### Directions:
Locate the string "index" in the listing below. Copy every line where it is found.

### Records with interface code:

--------------------------------------------------

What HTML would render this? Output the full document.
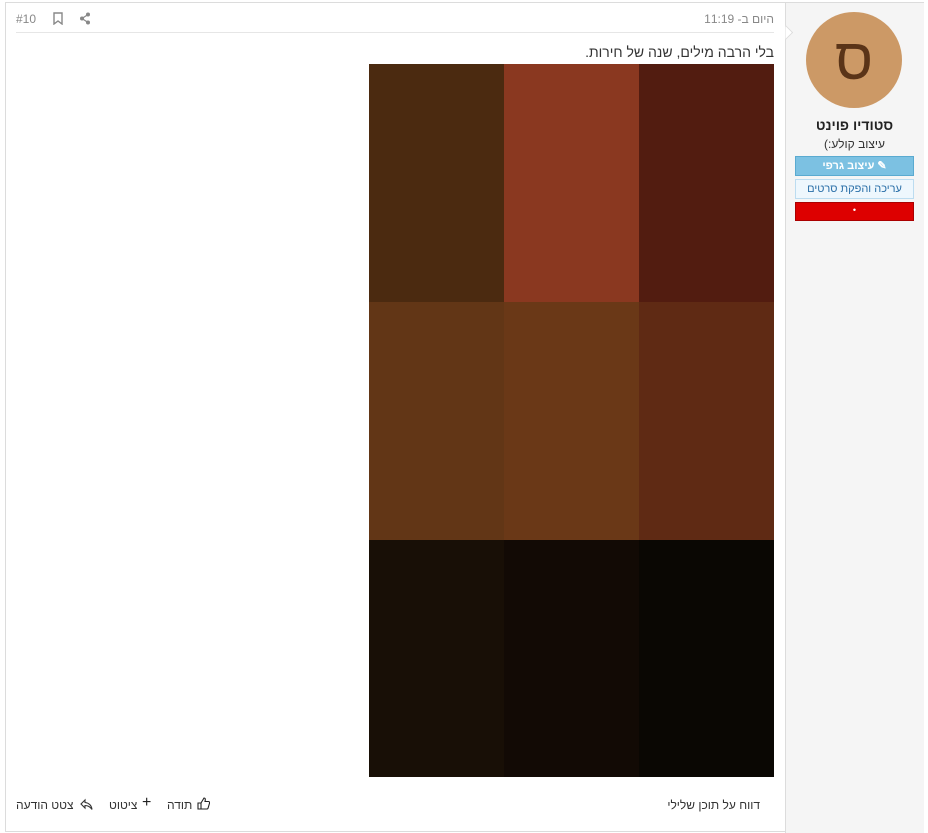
<!DOCTYPE html>
<html dir="rtl"><head><meta charset="utf-8"><style>
body{margin:0;width:928px;height:828px;background:#fff;font-family:"Liberation Sans","Noto Sans CJK SC",sans-serif;position:relative;overflow:hidden}
.a{position:absolute}
</style></head><body>
<div class="a" style="left:5px;top:2px;width:919px;height:830px;border:1px solid #dcdcdc;box-sizing:border-box"></div>
<div class="a" style="left:785px;top:3px;width:138px;height:830px;background:#f5f5f5;border-left:1px solid #dcdcdc"></div>
<div class="a" style="left:780px;top:27px;width:10px;height:10px;background:#fff;border-right:1px solid #dcdcdc;border-top:1px solid #dcdcdc;transform:rotate(45deg);clip-path:polygon(0 0,100% 0,100% 100%)"></div>
<div class="a" style="left:806px;top:12px;width:96px;height:96px;border-radius:50%;background:#cc9966;color:#5a3418;font-size:58px;text-align:center;line-height:96px">ס</div>
<div class="a" style="left:786px;top:117px;width:137px;text-align:center;font-weight:bold;font-size:14px;color:#222">סטודיו פוינט</div>
<div class="a" style="left:786px;top:137px;width:137px;text-align:center;font-size:12px;color:#333">עיצוב קולע:)</div>
<div class="a" style="left:795px;top:156px;width:117px;height:18px;background:#7cc1e2;border:1px solid #5aaad0;color:#fff;font-size:11px;font-weight:bold;text-align:center;line-height:18px">✎ עיצוב גרפי</div>
<div class="a" style="left:795px;top:179px;width:117px;height:18px;background:#eef7fd;border:1px solid #bcdcf0;color:#2a6fa8;font-size:11px;text-align:center;line-height:18px">עריכה והפקת סרטים</div>
<div class="a" style="left:795px;top:202px;width:117px;height:17px;background:#dd0000;border:1px solid #a00;color:#fff;font-size:9px;text-align:center;line-height:15px">•</div>
<div class="a" style="right:154px;top:12px;font-size:12px;color:#888">היום ב- 11:19</div>
<div class="a" style="left:16px;top:12px;font-size:12px;color:#888;direction:ltr">#10</div>
<svg class="a" style="left:52px;top:12px" width="12" height="13" viewBox="0 0 12 13"><path d="M2 1h8v11l-4-3-4 3z" fill="none" stroke="#888" stroke-width="1.4"/></svg>
<svg class="a" style="left:79px;top:12px" width="12" height="13" viewBox="0 0 12 13"><circle cx="9" cy="2.5" r="2" fill="#888"/><circle cx="9" cy="10.5" r="2" fill="#888"/><circle cx="3" cy="6.5" r="2" fill="#888"/><path d="M9 2.5L3 6.5L9 10.5" stroke="#888" stroke-width="1.2" fill="none"/></svg>
<div class="a" style="left:16px;top:32px;width:758px;height:1px;background:#e6e6e6"></div>
<div class="a" style="right:154px;top:44px;font-size:14px;color:#333">בלי הרבה מילים, שנה של חירות.</div>
<div class="a" style="left:369px;top:64px;width:405px;height:713px;display:grid;grid-template-columns:135px 135px 135px;grid-template-rows:238px 238px 237px;direction:ltr">
<div style="background:#4b2a10"></div><div style="background:#8a3820"></div><div style="background:#521c10"></div>
<div style="background:#623616"></div><div style="background:#6a3817"></div><div style="background:#5f2a14"></div>
<div style="background:#180f06"></div><div style="background:#120a05"></div><div style="background:#0a0703"></div>
</div>
<div class="a" style="right:168px;top:798px;font-size:12px;color:#333">דווח על תוכן שלילי</div>
<div class="a" style="left:16px;top:798px;font-size:12px;color:#333">צטט הודעה</div>
<svg class="a" style="left:80px;top:798px" width="13" height="13" viewBox="0 0 13 13"><path d="M5 2L1 6l4 4V7.5c3 0 5 1 7 4-0.5-4-3-6.5-7-7z" fill="none" stroke="#333" stroke-width="1.1"/></svg>
<div class="a" style="left:109px;top:798px;font-size:12px;color:#333">ציטוט</div>
<div class="a" style="left:142px;top:794px;font-size:16px;color:#222">+</div>
<div class="a" style="left:167px;top:798px;font-size:12px;color:#333">תודה</div>
<svg class="a" style="left:197px;top:797px" width="13" height="13" viewBox="0 0 13 13"><path d="M1 6h3v6H1zM4 6l3-5c1.5 0 1.5 1.5 1 3.5h3.5c1 0 1.3 1 1 1.8l-1.5 5c-.3.5-.7.7-1.2.7H4" fill="none" stroke="#222" stroke-width="1.1"/></svg>
</body></html>
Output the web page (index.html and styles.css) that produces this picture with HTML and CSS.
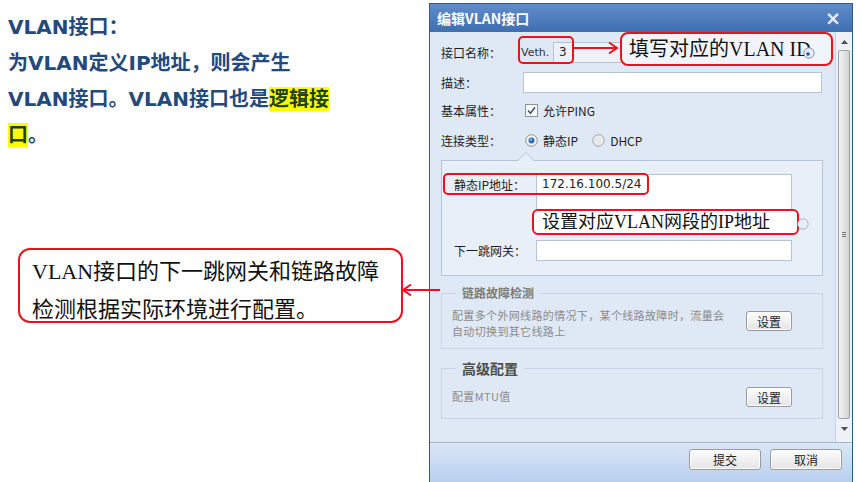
FILE: index.html
```html
<!DOCTYPE html>
<html lang="zh-CN">
<head>
    <meta charset="UTF-8">
    <title>编辑VLAN接口</title>
    <link rel="stylesheet" href="styles.css">
</head>
<body>
<div class="page">
    <!-- Explanation text on the left -->
    <div class="intro">
        <p class="lead">VLAN接口：<br>为VLAN定义IP地址，则会产生<br>VLAN接口。VLAN接口也是<mark>逻辑接</mark><br><mark>口</mark>。</p>
        <div class="note">VLAN接口的下一跳网关和链路故障<br>检测根据实际环境进行配置。</div>
    </div>

    <!-- Dialog -->
    <div class="dialog">
        <div class="dlg-title">
            <span>编辑VLAN接口</span>
            <span class="close">×</span>
        </div>
        <div class="dlg-body">
            <div class="dlg-content">
                <div class="row row-name">
                    <span class="label">接口名称：</span>
                    <div class="field">
                        <span class="prefix">Veth.</span>
                        <span class="input input-grey">3</span>
                    </div>
                </div>
                <div class="row row-desc">
                    <span class="label">描述：</span>
                    <span class="input"></span>
                </div>
                <div class="row row-basic">
                    <span class="label">基本属性：</span>
                    <span class="opt">
                        <svg width="13" height="13" viewBox="0 0 13 13"><rect x="0.5" y="0.5" width="12" height="12" fill="#fbfbfb" stroke="#8f9296"/><path d="M3 6.5 L5.5 9.2 L10 3.3" fill="none" stroke="#3d5478" stroke-width="1.6"/></svg>
                        允许PING
                    </span>
                </div>
                <div class="row row-type">
                    <span class="label">连接类型：</span>
                    <span class="opts">
                        <span class="opt">
                            <svg width="13" height="13" viewBox="0 0 13 13"><circle cx="6.5" cy="6.5" r="5.8" fill="#f3f3f3" stroke="#8c9094"/><circle cx="6.5" cy="6.5" r="3" fill="#2f6fb3"/><circle cx="5.8" cy="5.7" r="1.1" fill="#8fc0ec"/></svg>
                            静态IP
                        </span>
                        <span class="opt opt-dhcp">
                            <svg width="13" height="13" viewBox="0 0 13 13"><circle cx="6.5" cy="6.5" r="5.8" fill="#e9e9e9" stroke="#a2a5a8"/></svg>
                            DHCP
                        </span>
                    </span>
                </div>

                <div class="panel">
                    <div class="prow">
                        <span class="label plabel">静态IP地址：</span>
                        <span class="input input-tall">172.16.100.5/24</span>
                    </div>
                    <div class="prow prow-gw">
                        <span class="label">下一跳网关：</span>
                        <span class="input"></span>
                    </div>
                </div>

                <fieldset class="group">
                    <legend>链路故障检测</legend>
                    <div class="group-row">
                        <span class="group-text">配置多个外网线路的情况下，某个线路故障时，流量会<br>自动切换到其它线路上</span>
                        <button class="btn set">设置</button>
                    </div>
                </fieldset>

                <fieldset class="group group-adv">
                    <legend>高级配置</legend>
                    <div class="group-row">
                        <span class="group-text">配置MTU值</span>
                        <button class="btn set">设置</button>
                    </div>
                </fieldset>
            </div>
            <div class="scrollbar">
                <svg width="7" height="4" viewBox="0 0 7 4"><path d="M0 4 L3.5 0 L7 4 Z" fill="#4d4f52"/></svg>
                <div class="thumb"><span class="grip"></span></div>
                <svg width="7" height="4" viewBox="0 0 7 4"><path d="M0 0 L3.5 4 L7 0 Z" fill="#4d4f52"/></svg>
            </div>
        </div>
        <div class="dlg-foot">
            <button class="btn">提交</button>
            <button class="btn">取消</button>
        </div>
    </div>

    <!-- Annotations drawn over the dialog -->
    <div class="mark mark-veth"></div>
    <svg class="arrow arrow-right" width="48" height="14" viewBox="0 0 48 14"><path d="M0 7 H44 M36 1.5 L44 7 L36 12.5" fill="none" stroke="#e8131b" stroke-width="2"/></svg>
    <div class="tip tip-id">填写对应的VLAN ID</div>
    <svg class="help help-id" width="12" height="12" viewBox="0 0 12 12"><circle cx="6" cy="6" r="5.2" fill="#e6edf6" stroke="#8798ae"/><circle cx="5" cy="7" r="1.8" fill="#27548f"/></svg>

    <div class="mark mark-ip"></div>
    <div class="tip tip-ip">设置对应VLAN网段的IP地址</div>
    <svg class="help help-ip" width="12" height="12" viewBox="0 0 12 12"><circle cx="6" cy="6" r="5.2" fill="#e6edf6" stroke="#a8b6c8"/></svg>

    <svg class="arrow arrow-left" width="40" height="14" viewBox="0 0 40 14"><path d="M3 7 H40 M11 1.5 L3 7 L11 12.5" fill="none" stroke="#e8131b" stroke-width="2"/></svg>
</div>
</body>
</html>
```

FILE: styles.css
```css
* {
    box-sizing: border-box;
}

body {
    margin: 0;
    background: #fff;
}

.page {
    position: relative;
    display: flex;
    width: 861px;
    height: 482px;
    overflow: hidden;
    font-family: "Noto Sans CJK SC", sans-serif;
}

/* Left text */
.intro {
    width: 429px;
    padding: 9px 0 0 8px;
}
.lead {
    margin: 0;
    font-family: "DejaVu Sans", "Noto Sans CJK SC", sans-serif;
    font-weight: bold;
    font-size: 20px;
    line-height: 36px;
    color: #24497c;
}
.lead mark {
    background: #ffff00;
    color: #21401c;
}
.note {
    margin: 95px 0 0 10px;
    width: 385px;
    height: 75px;
    padding: 3px 0 0 12px;
    border: 2px solid #e8131b;
    border-radius: 12px;
    font-family: "Liberation Serif", "Noto Sans CJK SC", serif;
    font-size: 22px;
    line-height: 38px;
    color: #111;
}

/* Dialog */
.dialog {
    display: flex;
    flex-direction: column;
    width: 424px;
    height: 479px;
    margin-top: 3px;
    border: 1px solid #34588e;
    border-bottom: 0;
    background: #dfe8f5;
}
.dlg-title {
    display: flex;
    justify-content: space-between;
    align-items: center;
    height: 28px;
    padding: 0 11px 0 7px;
    background: linear-gradient(#5f8dca, #3f6eb1);
    color: #fff;
    font-weight: bold;
    font-size: 14px;
}
.close {
    font-size: 19px;
    font-family: "DejaVu Sans", sans-serif;
    color: #e4ebf5;
}
.dlg-body {
    display: flex;
    flex: 1;
    min-height: 0;
}
.dlg-content {
    flex: 1;
    padding: 10px 13px 0 11px;
    font-size: 12px;
    color: #1e1e1e;
}

.row {
    display: grid;
    grid-template-columns: 82px 1fr;
    align-items: center;
    height: 21px;
}
.row-desc {
    margin-top: 9px;
}
.row-basic {
    margin-top: 7px;
    height: 20px;
}
.row-type {
    margin-top: 10px;
    height: 20px;
}
.label {
    white-space: nowrap;
}
.field {
    display: flex;
    align-items: center;
}
.prefix {
    width: 32px;
    margin-left: -2px;
    font-family: "DejaVu Sans", sans-serif;
    font-size: 11px;
    color: #333;
}
.input {
    display: block;
    height: 21px;
    padding-left: 5px;
    background: #fff;
    border: 1px solid #b5c3d6;
    line-height: 19px;
    font-family: "DejaVu Sans", sans-serif;
    font-size: 12px;
    color: #222;
}
.field .input {
    flex: 1;
}
.input-grey {
    background: #eef2f8;
}
.opts {
    display: flex;
}
.opt {
    display: inline-flex;
    align-items: center;
    gap: 5px;
    margin-left: 2px;
}
.opt-dhcp {
    margin-left: 14px;
}

/* Static IP panel */
.panel {
    position: relative;
    height: 116px;
    margin: 10px -1px 0 0;
    padding: 13px 30px 0 12px;
    background: #e9eff9;
    border: 1px solid #b3c4dc;
}
.panel::before {
    content: "";
    position: absolute;
    left: 75px;
    top: -9px;
    border: 9px solid transparent;
    border-top: 0;
    border-bottom-color: #b3c4dc;
}
.panel::after {
    content: "";
    position: absolute;
    left: 76px;
    top: -8px;
    border: 8px solid transparent;
    border-top: 0;
    border-bottom-color: #e9eff9;
}
.prow {
    display: grid;
    grid-template-columns: 82px 1fr;
    align-items: center;
}
.plabel {
    align-self: start;
    line-height: 21px;
}
.input-tall {
    height: 58px;
}
.prow-gw {
    margin-top: 8px;
}

/* Groups */
.group {
    margin: 9px -1px 0 0;
    padding: 6px 30px 9px 10px;
    border: 1px solid #c6d4e7;
    min-width: 0;
}
.group legend {
    margin-left: 4px;
    padding: 0 6px;
    font-size: 12px;
    line-height: 16px;
    font-weight: bold;
    color: #7c7c7c;
}
.group-adv {
    margin-top: 10px;
    padding: 10px 30px 11px 10px;
}
.group-adv legend {
    font-size: 14px;
    line-height: 18px;
    color: #4d4d4d;
}
.group-row {
    display: flex;
    justify-content: space-between;
    align-items: flex-start;
}
.group-text {
    font-size: 11px;
    line-height: 16px;
    color: #8b8b8b;
    letter-spacing: 0.35px;
}
.group-adv .group-text {
    margin-top: 1px;
}

.btn {
    width: 72px;
    height: 21px;
    padding: 0;
    font-family: "Noto Sans CJK SC", sans-serif;
    font-size: 12px;
    color: #222;
    background: linear-gradient(#fdfdfd, #e4e4e4);
    border: 1px solid #9a9a9a;
    border-radius: 3px;
    box-shadow: inset 0 0 0 1px #fff;
}
.set {
    width: 46px;
    height: 20px;
}
.group:first-of-type .set {
    margin-top: 4px;
}

/* Scrollbar */
.scrollbar {
    display: flex;
    flex-direction: column;
    align-items: center;
    width: 17px;
    padding: 8px 0 11px;
    background: #eef1f5;
    border-left: 1px solid #c9d2de;
}
.thumb {
    position: relative;
    flex: 1;
    width: 12px;
    margin: 6px 0 8px;
    background: linear-gradient(90deg, #f4f4f4, #d2d2d2);
    border: 1px solid #98a2b0;
    border-radius: 2px;
}
.grip {
    position: absolute;
    left: 3px;
    top: 50%;
    width: 4px;
    height: 5px;
    margin-top: -3px;
    border-top: 1px solid #777;
    border-bottom: 1px solid #777;
}
.grip::after {
    content: "";
    position: absolute;
    left: 0;
    top: 1px;
    width: 4px;
    border-top: 1px solid #777;
}

.dlg-foot {
    display: flex;
    justify-content: flex-end;
    gap: 9px;
    height: 40px;
    padding: 6px 10px 0 0;
    background: linear-gradient(#dce7f6, #b8cff0);
    border-top: 1px solid #a5b6cc;
}

/* Red annotations */
.mark,
.tip,
.arrow,
.help {
    position: absolute;
}
.mark {
    border: 2px solid #e8131b;
    border-radius: 5px;
}
.mark-veth {
    left: 518px;
    top: 36px;
    width: 56px;
    height: 28px;
}
.mark-ip {
    left: 443px;
    top: 173px;
    width: 206px;
    height: 22px;
}
.arrow-right {
    left: 573px;
    top: 41px;
}
.arrow-left {
    left: 400px;
    top: 283px;
}
.tip {
    border: 2px solid #e8131b;
    border-radius: 8px;
    font-family: "Liberation Serif", "Noto Sans CJK SC", serif;
    color: #111;
    white-space: nowrap;
}
.tip-id {
    left: 620px;
    top: 32px;
    width: 213px;
    height: 34px;
    padding-left: 7px;
    background: #f1f5fb;
    font-size: 20px;
    line-height: 30px;
}
.tip-ip {
    left: 532px;
    top: 209px;
    width: 267px;
    height: 26px;
    padding-left: 8px;
    background: #fff;
    border-radius: 6px;
    font-size: 18px;
    line-height: 22px;
}
.help-id {
    left: 803px;
    top: 47px;
}
.help-ip {
    left: 797px;
    top: 218px;
}
```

--------------------------------------------------

### The reply:
Output the web page (index.html and styles.css) that produces this picture with HTML and CSS.
FILE: index.html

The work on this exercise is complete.